Telling the rakyat that the toll will not be increased for x number of years without a viable proposal on the highway agreement and no means to reduce these painful compensations is anything but empty talk.

Not when the money is coming from the right pocket to the left pocket. There is no real saving to the taxpayers – it would have been fairer to get those who are using the highway to pay for the usage instead of spreading it to the rest in name of compensation.

That way, we can see the money paid to the correct usages – road users’ money to the usage of the highway and the Government’s “money” to the development of the country (something that Idris Jala pointed earlier).

New Highways, Old Problems?

Then we have this rather disturbing news:-

The Najib administration should explain the tender awards process of four new tolled highways, amid reports of them being directly awarded, DAP MP Tony Pua said today.

(Source)

We are not complaining about the new highways – after all, highways help in the development and somehow provide relief to traffic jams.

So we were meant to believe whenever the Government talk about awarding new highways (just wish the people who signed off on behalf of the people for the bloody highway that cuts through Puchong are out there, stuck in the traffic jam,  with a full bladder, wasting their time and fuel after paying the insane toll charges with their hard-earned money).

Nah, we don’t mind the new highways but how it is awarded and how it is shrouded in secrecy is what we have a problem with.

The Government says that the highway agreements are subject to the Official Secrecy Act but we don’t have a clue why it is deemed secret.

Certainly, agreements made by the Government with any business entities will not go to the extent to cause suffering and multiple losses to the people. Certainly, methods of calculation of the toll rates will not jeopardize the national security of the country.

In fact, if the agreement is made public, perhaps the road users who are paying the insane toll rates may able to understand why the cash-rich highway operators increase the toll rates of the already heavily jammed highway (which by the way, built on existing trunk road) to RM0.60 at one go and wanting to increase even more.

But no, the Government fought tooth and nail to maintain the agreement secret (is it because they worry the agreement may be challenged in a court of law?).

Now we are hearing that the new 4 highways were directly awarded.

How do we know that whoever drafting the agreement and working out the formula for a toll rate increase has not made the same mistakes that the idiots in the past have done?

Has the proper toll reduction mechanism been built this time around?

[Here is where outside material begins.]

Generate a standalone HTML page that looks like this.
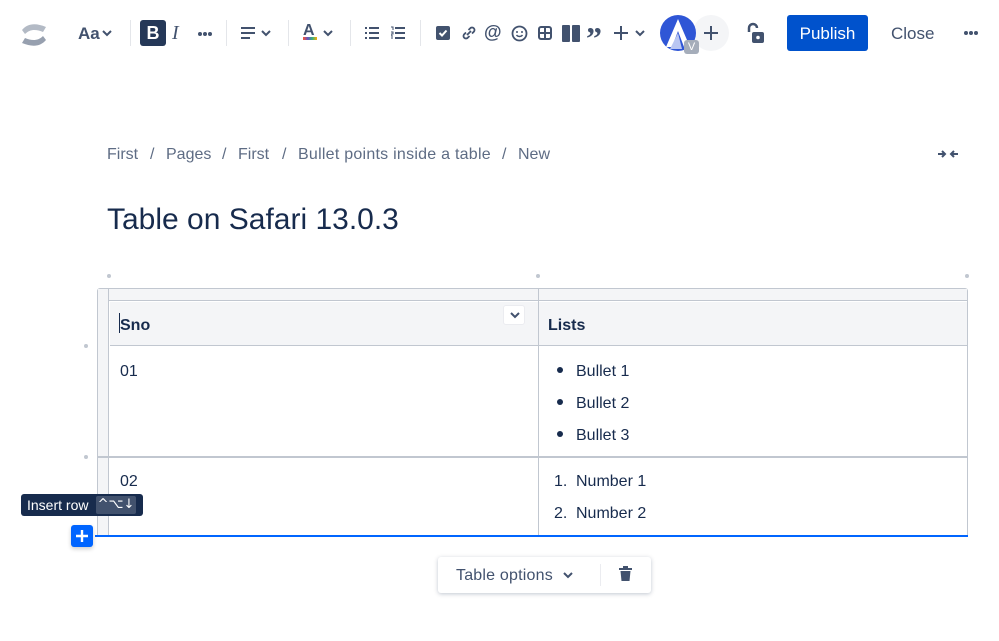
<!DOCTYPE html>
<html><head><meta charset="utf-8"><style>
*{margin:0;padding:0;box-sizing:border-box}
body{width:999px;height:641px;background:#fff;font-family:"Liberation Sans",sans-serif;color:#172b4d;position:relative;overflow:hidden}
.a{position:absolute}
.sep{position:absolute;top:20px;width:1px;height:26px;background:#e4e6ea}
.bc{position:absolute;top:146px;font-size:16px;color:#5e6c84}
.dot{position:absolute;width:4px;height:4px;border-radius:50%;background:#c1c7d0}
.t{position:absolute;font-size:16px;color:#172b4d}
.d3{position:absolute;width:4px;height:4px;border-radius:50%;background:#42526e}
</style></head><body>
<svg class="a" style="left:20px;top:21px" width="28" height="28" viewBox="0 0 28 28"><path d="M2 9 C8 2,16 2,26 6 L23 11 C16 8,10 8,5 13 Z" fill="#b3bac5"/><path d="M26 19 C20 26,12 26,2 22 L5 17 C12 20,18 20,23 15 Z" fill="#97a0af"/></svg>
<div class="a" style="left:78px;top:24px;font-size:17px;font-weight:bold;color:#42526e">Aa</div>
<svg class="a" style="left:102px;top:30px" width="10" height="8"><path d="M1 1l4 4 4-4" stroke="#42526e" stroke-width="2" fill="none"/></svg>
<div class="sep" style="left:130px"></div>
<div class="a" style="left:140px;top:20px;width:26px;height:26px;background:#253858;border-radius:3px;color:#fff;font-weight:bold;font-size:18px;text-align:center;line-height:26px">B</div>
<div class="a" style="left:172px;top:22px;font-size:20px;font-style:italic;color:#42526e;font-family:'Liberation Serif',serif">I</div>
<div class="d3" style="left:198px;top:32px"></div><div class="d3" style="left:203px;top:32px"></div><div class="d3" style="left:208px;top:32px"></div>
<div class="sep" style="left:226px"></div>
<svg class="a" style="left:241px;top:27px" width="14" height="12"><path d="M0 1h14M0 6h14M0 11h9" stroke="#42526e" stroke-width="2"/></svg>
<svg class="a" style="left:261px;top:30px" width="10" height="8"><path d="M1 1l4 4 4-4" stroke="#42526e" stroke-width="2" fill="none"/></svg>
<div class="sep" style="left:288px"></div>
<div class="a" style="left:303px;top:22px;font-size:16px;font-weight:bold;color:#42526e">A</div>
<div class="a" style="left:303px;top:37px;width:14px;height:3px;background:linear-gradient(90deg,#ff5630,#6554c0,#36b37e,#ffab00)"></div>
<svg class="a" style="left:323px;top:30px" width="10" height="8"><path d="M1 1l4 4 4-4" stroke="#42526e" stroke-width="2" fill="none"/></svg>
<div class="sep" style="left:350px"></div>
<svg class="a" style="left:365px;top:27px" width="14" height="12"><path d="M0 1h2M0 6h2M0 11h2M4 1h10M4 6h10M4 11h10" stroke="#42526e" stroke-width="2"/></svg>
<svg class="a" style="left:391px;top:26px" width="14" height="14"><path d="M4 2h10M4 7h10M4 12h10" stroke="#42526e" stroke-width="2"/><path d="M0 1h2v3M0 6h2v2h-2v2h2M0 12h2" stroke="#42526e" stroke-width="1" fill="none"/></svg>
<div class="sep" style="left:420px"></div>
<div class="a" style="left:436px;top:26px;width:14px;height:14px;background:#42526e;border-radius:2px"></div>
<svg class="a" style="left:436px;top:26px" width="14" height="14"><path d="M3.5 7l2.5 2.5 4.5-5" stroke="#fff" stroke-width="2" fill="none"/></svg>
<svg class="a" style="left:460px;top:24px" width="18" height="18"><path d="M7 11l4-4M6 8.5l-2 2a2.5 2.5 0 003.5 3.5l2-2M12 9.5l2-2a2.5 2.5 0 00-3.5-3.5l-2 2" stroke="#42526e" stroke-width="1.8" fill="none"/></svg>
<div class="a" style="left:484px;top:22px;font-size:18px;color:#42526e;font-weight:bold">@</div>
<svg class="a" style="left:511px;top:25px" width="17" height="17"><circle cx="8.5" cy="8.5" r="7" stroke="#42526e" stroke-width="1.8" fill="none"/><circle cx="6" cy="7" r="1" fill="#42526e"/><circle cx="11" cy="7" r="1" fill="#42526e"/><path d="M5.5 10a3.5 3 0 006 0" stroke="#42526e" stroke-width="1.5" fill="none"/></svg>
<svg class="a" style="left:538px;top:26px" width="14" height="14"><rect x="1" y="1" width="12" height="12" rx="2" stroke="#42526e" stroke-width="2" fill="none"/><path d="M7 1v12M1 7h12" stroke="#42526e" stroke-width="2"/></svg>
<div class="a" style="left:562px;top:25px;width:8px;height:17px;background:#42526e;border-radius:1px"></div>
<div class="a" style="left:572px;top:25px;width:8px;height:17px;background:#42526e;border-radius:1px"></div>
<div class="a" style="left:586px;top:22px;font-size:32px;font-weight:bold;color:#42526e;font-family:'Liberation Serif',serif;line-height:32px">”</div>
<svg class="a" style="left:614px;top:26px" width="14" height="14"><path d="M7 0v14M0 7h14" stroke="#42526e" stroke-width="2"/></svg>
<svg class="a" style="left:635px;top:30px" width="10" height="8"><path d="M1 1l4 4 4-4" stroke="#42526e" stroke-width="2" fill="none"/></svg>
<div class="a" style="left:693px;top:15px;width:36px;height:36px;border-radius:50%;background:#f4f5f7"></div>
<svg class="a" style="left:704px;top:26px" width="14" height="14"><path d="M7 0v14M0 7h14" stroke="#42526e" stroke-width="2"/></svg>
<div class="a" style="left:660px;top:15px;width:36px;height:36px;border-radius:50%;background:#2f56d6;overflow:hidden"><svg width="36" height="36"><path d="M18 4L30 32H24L18 16L12 32H6Z" fill="#fff"/><path d="M10 34L18 18L22 34Z" fill="#b9c6f2"/></svg></div>
<div class="a" style="left:684px;top:40px;width:15px;height:14px;background:#a5adba;border-radius:3px;color:#fff;font-size:11px;text-align:center;line-height:14px">V</div>
<svg class="a" style="left:745px;top:22px" width="20" height="22"><path d="M4 10V6a4 4 0 018 0" stroke="#42526e" stroke-width="2.5" fill="none"/><rect x="7" y="10" width="12" height="11" rx="2" fill="#42526e"/><circle cx="13" cy="15.5" r="1.8" fill="#fff"/></svg>
<div class="a" style="left:787px;top:15px;width:81px;height:36px;background:#0052cc;border-radius:3px;color:#fff;font-size:17px;text-align:center;line-height:37px">Publish</div>
<div class="a" style="left:891px;top:24px;font-size:17px;color:#42526e">Close</div>
<div class="d3" style="left:964px;top:31px"></div><div class="d3" style="left:969px;top:31px"></div><div class="d3" style="left:974px;top:31px"></div>

<div class="bc" style="left:107px">First</div>
<div class="bc" style="left:150px">/</div>
<div class="bc" style="left:166px">Pages</div>
<div class="bc" style="left:222px">/</div>
<div class="bc" style="left:238px">First</div>
<div class="bc" style="left:282px">/</div>
<div class="bc" style="left:298px;letter-spacing:0.25px">Bullet points inside a table</div>
<div class="bc" style="left:502px">/</div>
<div class="bc" style="left:518px">New</div>
<svg class="a" style="left:937px;top:148px" width="22" height="12"><path d="M1 6h7M5 3l3 3-3 3M21 6h-7M17 3l-3 3 3 3" stroke="#42526e" stroke-width="2" fill="none"/></svg>

<div class="a" style="left:107px;top:203px;font-size:30px;color:#172b4d">Table on Safari 13.0.3</div>

<div class="dot" style="left:107px;top:274px"></div>
<div class="dot" style="left:536px;top:274px"></div>
<div class="dot" style="left:965px;top:274px"></div>
<div class="dot" style="left:84px;top:344px"></div>
<div class="dot" style="left:84px;top:455px"></div>

<div class="a" style="left:97px;top:288px;width:871px;height:248px;border:1px solid #c1c7d0;border-bottom:none;border-radius:3px 3px 0 0"></div>
<div class="a" style="left:98px;top:289px;width:869px;height:12px;background:#f4f5f7;border-bottom:1px solid #c1c7d0"></div>
<div class="a" style="left:98px;top:289px;width:11px;height:246px;background:#f4f5f7;border-right:1px solid #c1c7d0"></div>
<div class="a" style="left:110px;top:302px;width:857px;height:44px;background:#f4f5f7;border-bottom:1px solid #c1c7d0"></div>
<div class="a" style="left:98px;top:456px;width:869px;height:2px;background:#c1c7d0"></div>
<div class="a" style="left:538px;top:289px;width:1px;height:246px;background:#c1c7d0"></div>
<div class="a" style="left:95px;top:535px;width:873px;height:2px;background:#0065ff"></div>
<div class="a" style="left:119px;top:313px;width:1px;height:20px;background:#172b4d"></div>
<div class="t" style="left:120px;top:317px;font-weight:bold">Sno</div>
<div class="a" style="left:503px;top:305px;width:22px;height:20px;background:#fff;border:1px solid #ebecf0;border-radius:3px"></div>
<svg class="a" style="left:510px;top:312px" width="10" height="7"><path d="M1 1l4 4 4-4" stroke="#42526e" stroke-width="2" fill="none"/></svg>
<div class="t" style="left:548px;top:317px;font-weight:bold">Lists</div>
<div class="t" style="left:120px;top:363px">01</div>
<div class="t" style="left:120px;top:473px">02</div>
<div class="a" style="left:557px;top:367px;width:6px;height:6px;border-radius:50%;background:#172b4d"></div>
<div class="a" style="left:557px;top:399px;width:6px;height:6px;border-radius:50%;background:#172b4d"></div>
<div class="a" style="left:557px;top:431px;width:6px;height:6px;border-radius:50%;background:#172b4d"></div>
<div class="t" style="left:576px;top:363px">Bullet 1</div>
<div class="t" style="left:576px;top:395px">Bullet 2</div>
<div class="t" style="left:576px;top:427px">Bullet 3</div>
<div class="t" style="left:554px;top:473px">1.</div>
<div class="t" style="left:554px;top:505px">2.</div>
<div class="t" style="left:576px;top:473px">Number 1</div>
<div class="t" style="left:576px;top:505px">Number 2</div>

<div class="a" style="left:21px;top:494px;width:122px;height:22px;background:#172b4d;border-radius:3px"></div>
<div class="a" style="left:27px;top:497px;font-size:14px;color:#fff">Insert row</div>
<div class="a" style="left:96px;top:496px;width:40px;height:18px;background:#42526e;border-radius:2px;color:#fff;font-size:13px;text-align:center;line-height:18px;font-family:'DejaVu Sans',sans-serif">^⌥↓</div>
<div class="a" style="left:71px;top:525px;width:22px;height:22px;background:#0065ff;border-radius:3px;box-shadow:0 2px 4px rgba(0,0,0,.2)"></div>
<svg class="a" style="left:75px;top:529px" width="14" height="14"><path d="M7 1v12M1 7h12" stroke="#fff" stroke-width="2.4"/></svg>

<div class="a" style="left:438px;top:557px;width:213px;height:36px;background:#fff;border-radius:3px;box-shadow:0 1px 4px rgba(9,30,66,.25)"></div>
<div class="a" style="left:456px;top:567px;font-size:16px;color:#42526e;letter-spacing:0.2px">Table options</div>
<svg class="a" style="left:563px;top:572px" width="10" height="7"><path d="M1 1l4 4 4-4" stroke="#42526e" stroke-width="2" fill="none"/></svg>
<div class="a" style="left:600px;top:564px;width:1px;height:22px;background:#ebecf0"></div>
<svg class="a" style="left:618px;top:566px" width="15" height="16"><path d="M1 3h13" stroke="#42526e" stroke-width="2"/><rect x="5" y="0" width="5" height="2" fill="#42526e"/><path d="M2.5 5h10l-1 10h-8z" fill="#42526e"/></svg>
</body></html>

Is there going to be a periodic review of the agreement?

Is the highway agreement really water-tight and in favour of the people and the country and not helping a profit driven business entity to make even more money?

No Viable Alternatives?

And what happened to the proposed buyback of the highway concessionaires that sounded more cost-effective than the yearly compensations that the Government keeps paying from public funds?

In 2009, Nutgraph reported:-

The DAP has suggested that the government buy back all shares of PLUS Expressways Bhd that it does not already own, and take over its existing asset-backed liabilities for the approximate amount of RM15 billion.

This amount and more would be recovered from motorists using the North-South Highway by maintaining the existing toll rates for six years.

Should PLUS be acquired this year, by 2016, toll collection would no longer be required on PLUS-owned highways

(Source)

Tony Pua of DAP made interesting points on the buyback of the highway concessionaires but nothing concrete has been put in place in this aspect (was it because it came from the opposition and not from the ruling party?)

This is why we are suspicious of the Government when it comes to toll rates for the highway.

We are even more suspicious when the Government is saying that there will not be any increase in toll rate for the next 5 years. We are suspicious because what is being said is far from reality.

And just when we thought we have seen the worse, came along Warisan Merdeka

5 thoughts on “Highway 101: The Sneaky Highway Promise”

  1. BJ,

    I was once involved, as an appointed director/shareholder, in a large public-listed company that bid for a toll concession highway. The government actually set the terms and conditions and the toll rates over a period of thirty plus three years; and they will always have their cronies in the company, appointed just before the project is awarded, and they will hold quite substantial shares, paid for with taxpayers’ money (this is an unwritten condition). The first three years being the period for the project to be completed.

    So, when talking about periodical toll increases, do blame the concession companies, blame the government. It’s always them who are asking for the increase.

    HAK

    1. Ha, ha…I do blame the Government because at the end of the day, the concession companies are nothing but business entities who need to make good return for their investors

  2. The government may have made a mistake in calculating the 2011 Budget

    Here’s the list briefly explaining the high-impact 2011 Budget as presented by the Rt. Hon. Prime Minister Datuk Seri Najib Tun Razak last Friday afternoon. (NST Saturday Oct 16)

    • RM1.3 trillion – investment in 12 National Key Economic Areas
    • 3.3 million jobs to be created in NKEAs
    • Private pension fund for private sector employees and the self-employed
    • No increase in toll rate on PLUS highways for five years
    • RM10 billion mixed development in Sungai Buloh
    • RM5 billion Warisan Merdeka project in Kuala Lumpur
    • RM3 billion eco-nature resort in Sabah
    • RM252 million aquaculture zones in Sabah and Sarawak

    All the above looks good and ‘mouth-watering’, giving us all an indication how far and how much the country is going into in the next five to ten years, and it also shows us how aggressive our government is in their quest to make the country achieve 1st World status and a high-income economy by 2020.

    However, in today’s reports carried out by all the mainstream newspapers, it says that the RM5 billion Warisan Merdeka project in Kuala Lumpur shall be undertaken fully by PNB, and they are not getting even a single sen from the government.

    So, the above being the case, how then could that RM5 billion project be included as part of the 2011 Budget?

    Did the government make a mistake?